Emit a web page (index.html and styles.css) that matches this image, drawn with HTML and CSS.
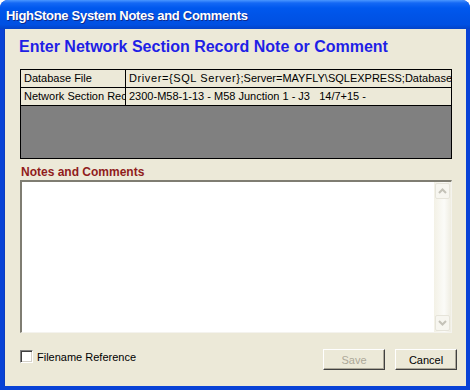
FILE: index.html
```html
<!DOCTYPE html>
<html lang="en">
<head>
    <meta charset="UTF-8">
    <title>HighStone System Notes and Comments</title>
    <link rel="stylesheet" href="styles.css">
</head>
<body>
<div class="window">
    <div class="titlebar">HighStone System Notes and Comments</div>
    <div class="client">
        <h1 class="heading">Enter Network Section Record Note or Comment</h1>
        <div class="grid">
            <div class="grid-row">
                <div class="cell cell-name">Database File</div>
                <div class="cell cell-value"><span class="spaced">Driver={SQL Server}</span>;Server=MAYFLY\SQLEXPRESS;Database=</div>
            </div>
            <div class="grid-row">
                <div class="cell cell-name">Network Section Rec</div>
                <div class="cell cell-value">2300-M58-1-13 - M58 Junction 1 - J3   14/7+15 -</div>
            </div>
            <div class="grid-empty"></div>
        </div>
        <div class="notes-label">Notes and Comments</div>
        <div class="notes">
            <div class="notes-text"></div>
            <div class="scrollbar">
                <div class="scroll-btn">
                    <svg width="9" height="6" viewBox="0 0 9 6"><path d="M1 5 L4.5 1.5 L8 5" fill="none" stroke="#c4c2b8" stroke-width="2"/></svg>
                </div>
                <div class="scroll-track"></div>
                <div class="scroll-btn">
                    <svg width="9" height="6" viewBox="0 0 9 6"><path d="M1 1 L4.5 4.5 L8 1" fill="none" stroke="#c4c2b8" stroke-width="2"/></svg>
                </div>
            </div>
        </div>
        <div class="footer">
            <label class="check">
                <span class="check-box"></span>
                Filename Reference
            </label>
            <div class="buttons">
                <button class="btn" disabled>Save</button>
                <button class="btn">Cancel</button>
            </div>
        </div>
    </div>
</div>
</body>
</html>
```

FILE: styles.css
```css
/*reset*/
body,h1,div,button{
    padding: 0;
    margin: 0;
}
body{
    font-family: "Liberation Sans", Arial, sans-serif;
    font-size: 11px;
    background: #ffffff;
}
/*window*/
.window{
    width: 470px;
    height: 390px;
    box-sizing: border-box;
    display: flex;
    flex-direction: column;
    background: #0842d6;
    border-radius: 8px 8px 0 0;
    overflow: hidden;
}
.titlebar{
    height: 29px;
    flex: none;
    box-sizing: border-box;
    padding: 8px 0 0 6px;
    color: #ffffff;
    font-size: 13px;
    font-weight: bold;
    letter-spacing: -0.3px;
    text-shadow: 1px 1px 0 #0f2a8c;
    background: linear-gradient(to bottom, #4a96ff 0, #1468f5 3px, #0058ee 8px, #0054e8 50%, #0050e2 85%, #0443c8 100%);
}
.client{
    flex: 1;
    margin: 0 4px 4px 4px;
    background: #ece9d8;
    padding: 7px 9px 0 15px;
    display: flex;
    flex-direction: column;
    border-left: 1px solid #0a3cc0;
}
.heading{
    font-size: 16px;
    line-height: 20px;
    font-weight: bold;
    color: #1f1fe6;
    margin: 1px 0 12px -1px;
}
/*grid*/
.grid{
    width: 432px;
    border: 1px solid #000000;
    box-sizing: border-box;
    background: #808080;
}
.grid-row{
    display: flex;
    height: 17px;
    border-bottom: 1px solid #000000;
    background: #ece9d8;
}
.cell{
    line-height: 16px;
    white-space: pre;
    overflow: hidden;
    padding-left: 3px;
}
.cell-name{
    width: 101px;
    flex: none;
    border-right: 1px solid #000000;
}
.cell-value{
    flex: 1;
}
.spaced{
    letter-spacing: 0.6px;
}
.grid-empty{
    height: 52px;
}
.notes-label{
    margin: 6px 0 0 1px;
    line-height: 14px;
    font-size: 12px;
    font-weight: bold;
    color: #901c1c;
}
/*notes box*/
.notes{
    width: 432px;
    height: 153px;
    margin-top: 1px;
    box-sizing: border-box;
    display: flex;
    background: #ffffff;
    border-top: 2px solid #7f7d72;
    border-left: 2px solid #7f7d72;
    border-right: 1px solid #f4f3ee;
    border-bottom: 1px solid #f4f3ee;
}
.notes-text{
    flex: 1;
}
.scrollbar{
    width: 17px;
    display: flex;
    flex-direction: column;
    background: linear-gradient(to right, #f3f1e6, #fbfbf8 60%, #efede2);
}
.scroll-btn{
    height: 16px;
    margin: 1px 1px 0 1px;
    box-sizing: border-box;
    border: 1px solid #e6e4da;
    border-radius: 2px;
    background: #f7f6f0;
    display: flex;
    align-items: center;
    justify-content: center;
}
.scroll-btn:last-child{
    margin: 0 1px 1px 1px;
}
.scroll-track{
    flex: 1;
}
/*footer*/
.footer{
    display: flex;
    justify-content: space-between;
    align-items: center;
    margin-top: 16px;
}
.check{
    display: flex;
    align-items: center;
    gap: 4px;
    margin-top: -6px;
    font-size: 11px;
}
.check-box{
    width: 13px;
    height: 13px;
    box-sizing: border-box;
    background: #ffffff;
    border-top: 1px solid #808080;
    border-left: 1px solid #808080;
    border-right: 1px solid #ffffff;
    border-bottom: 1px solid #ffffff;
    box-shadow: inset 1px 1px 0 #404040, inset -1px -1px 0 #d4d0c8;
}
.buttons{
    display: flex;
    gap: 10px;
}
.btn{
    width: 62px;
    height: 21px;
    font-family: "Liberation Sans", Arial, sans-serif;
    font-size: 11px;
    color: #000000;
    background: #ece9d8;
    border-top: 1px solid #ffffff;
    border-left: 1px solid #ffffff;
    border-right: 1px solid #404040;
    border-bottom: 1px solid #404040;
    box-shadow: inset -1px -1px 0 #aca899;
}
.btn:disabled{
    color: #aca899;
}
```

• Problem statement:
All the material shown above is to be copied exactly, with no pictures carried over.

• Task result:
Emit a web page (index.html and styles.css) that matches this image, drawn with HTML and CSS.
FILE: index.html
```html
<!DOCTYPE html>
<html lang="en">
<head>
    <meta charset="UTF-8">
    <title>HighStone System Notes and Comments</title>
    <link rel="stylesheet" href="styles.css">
</head>
<body>
<div class="window">
    <div class="titlebar">HighStone System Notes and Comments</div>
    <div class="client">
        <h1 class="heading">Enter Network Section Record Note or Comment</h1>
        <div class="grid">
            <div class="grid-row">
                <div class="cell cell-name">Database File</div>
                <div class="cell cell-value"><span class="spaced">Driver={SQL Server}</span>;Server=MAYFLY\SQLEXPRESS;Database=</div>
            </div>
            <div class="grid-row">
                <div class="cell cell-name">Network Section Rec</div>
                <div class="cell cell-value">2300-M58-1-13 - M58 Junction 1 - J3   14/7+15 -</div>
            </div>
            <div class="grid-empty"></div>
        </div>
        <div class="notes-label">Notes and Comments</div>
        <div class="notes">
            <div class="notes-text"></div>
            <div class="scrollbar">
                <div class="scroll-btn">
                    <svg width="9" height="6" viewBox="0 0 9 6"><path d="M1 5 L4.5 1.5 L8 5" fill="none" stroke="#c4c2b8" stroke-width="2"/></svg>
                </div>
                <div class="scroll-track"></div>
                <div class="scroll-btn">
                    <svg width="9" height="6" viewBox="0 0 9 6"><path d="M1 1 L4.5 4.5 L8 1" fill="none" stroke="#c4c2b8" stroke-width="2"/></svg>
                </div>
            </div>
        </div>
        <div class="footer">
            <label class="check">
                <span class="check-box"></span>
                Filename Reference
            </label>
            <div class="buttons">
                <button class="btn" disabled>Save</button>
                <button class="btn">Cancel</button>
            </div>
        </div>
    </div>
</div>
</body>
</html>
```

FILE: styles.css
```css
/*reset*/
body,h1,div,button{
    padding: 0;
    margin: 0;
}
body{
    font-family: "Liberation Sans", Arial, sans-serif;
    font-size: 11px;
    background: #ffffff;
}
/*window*/
.window{
    width: 470px;
    height: 390px;
    box-sizing: border-box;
    display: flex;
    flex-direction: column;
    background: #0842d6;
    border-radius: 8px 8px 0 0;
    overflow: hidden;
}
.titlebar{
    height: 29px;
    flex: none;
    box-sizing: border-box;
    padding: 8px 0 0 6px;
    color: #ffffff;
    font-size: 13px;
    font-weight: bold;
    letter-spacing: -0.3px;
    text-shadow: 1px 1px 0 #0f2a8c;
    background: linear-gradient(to bottom, #4a96ff 0, #1468f5 3px, #0058ee 8px, #0054e8 50%, #0050e2 85%, #0443c8 100%);
}
.client{
    flex: 1;
    margin: 0 4px 4px 4px;
    background: #ece9d8;
    padding: 7px 9px 0 15px;
    display: flex;
    flex-direction: column;
    border-left: 1px solid #0a3cc0;
}
.heading{
    font-size: 16px;
    line-height: 20px;
    font-weight: bold;
    color: #1f1fe6;
    margin: 1px 0 12px -1px;
}
/*grid*/
.grid{
    width: 432px;
    border: 1px solid #000000;
    box-sizing: border-box;
    background: #808080;
}
.grid-row{
    display: flex;
    height: 17px;
    border-bottom: 1px solid #000000;
    background: #ece9d8;
}
.cell{
    line-height: 16px;
    white-space: pre;
    overflow: hidden;
    padding-left: 3px;
}
.cell-name{
    width: 101px;
    flex: none;
    border-right: 1px solid #000000;
}
.cell-value{
    flex: 1;
}
.spaced{
    letter-spacing: 0.6px;
}
.grid-empty{
    height: 52px;
}
.notes-label{
    margin: 6px 0 0 1px;
    line-height: 14px;
    font-size: 12px;
    font-weight: bold;
    color: #901c1c;
}
/*notes box*/
.notes{
    width: 432px;
    height: 153px;
    margin-top: 1px;
    box-sizing: border-box;
    display: flex;
    background: #ffffff;
    border-top: 2px solid #7f7d72;
    border-left: 2px solid #7f7d72;
    border-right: 1px solid #f4f3ee;
    border-bottom: 1px solid #f4f3ee;
}
.notes-text{
    flex: 1;
}
.scrollbar{
    width: 17px;
    display: flex;
    flex-direction: column;
    background: linear-gradient(to right, #f3f1e6, #fbfbf8 60%, #efede2);
}
.scroll-btn{
    height: 16px;
    margin: 1px 1px 0 1px;
    box-sizing: border-box;
    border: 1px solid #e6e4da;
    border-radius: 2px;
    background: #f7f6f0;
    display: flex;
    align-items: center;
    justify-content: center;
}
.scroll-btn:last-child{
    margin: 0 1px 1px 1px;
}
.scroll-track{
    flex: 1;
}
/*footer*/
.footer{
    display: flex;
    justify-content: space-between;
    align-items: center;
    margin-top: 16px;
}
.check{
    display: flex;
    align-items: center;
    gap: 4px;
    margin-top: -6px;
    font-size: 11px;
}
.check-box{
    width: 13px;
    height: 13px;
    box-sizing: border-box;
    background: #ffffff;
    border-top: 1px solid #808080;
    border-left: 1px solid #808080;
    border-right: 1px solid #ffffff;
    border-bottom: 1px solid #ffffff;
    box-shadow: inset 1px 1px 0 #404040, inset -1px -1px 0 #d4d0c8;
}
.buttons{
    display: flex;
    gap: 10px;
}
.btn{
    width: 62px;
    height: 21px;
    font-family: "Liberation Sans", Arial, sans-serif;
    font-size: 11px;
    color: #000000;
    background: #ece9d8;
    border-top: 1px solid #ffffff;
    border-left: 1px solid #ffffff;
    border-right: 1px solid #404040;
    border-bottom: 1px solid #404040;
    box-shadow: inset -1px -1px 0 #aca899;
}
.btn:disabled{
    color: #aca899;
}
```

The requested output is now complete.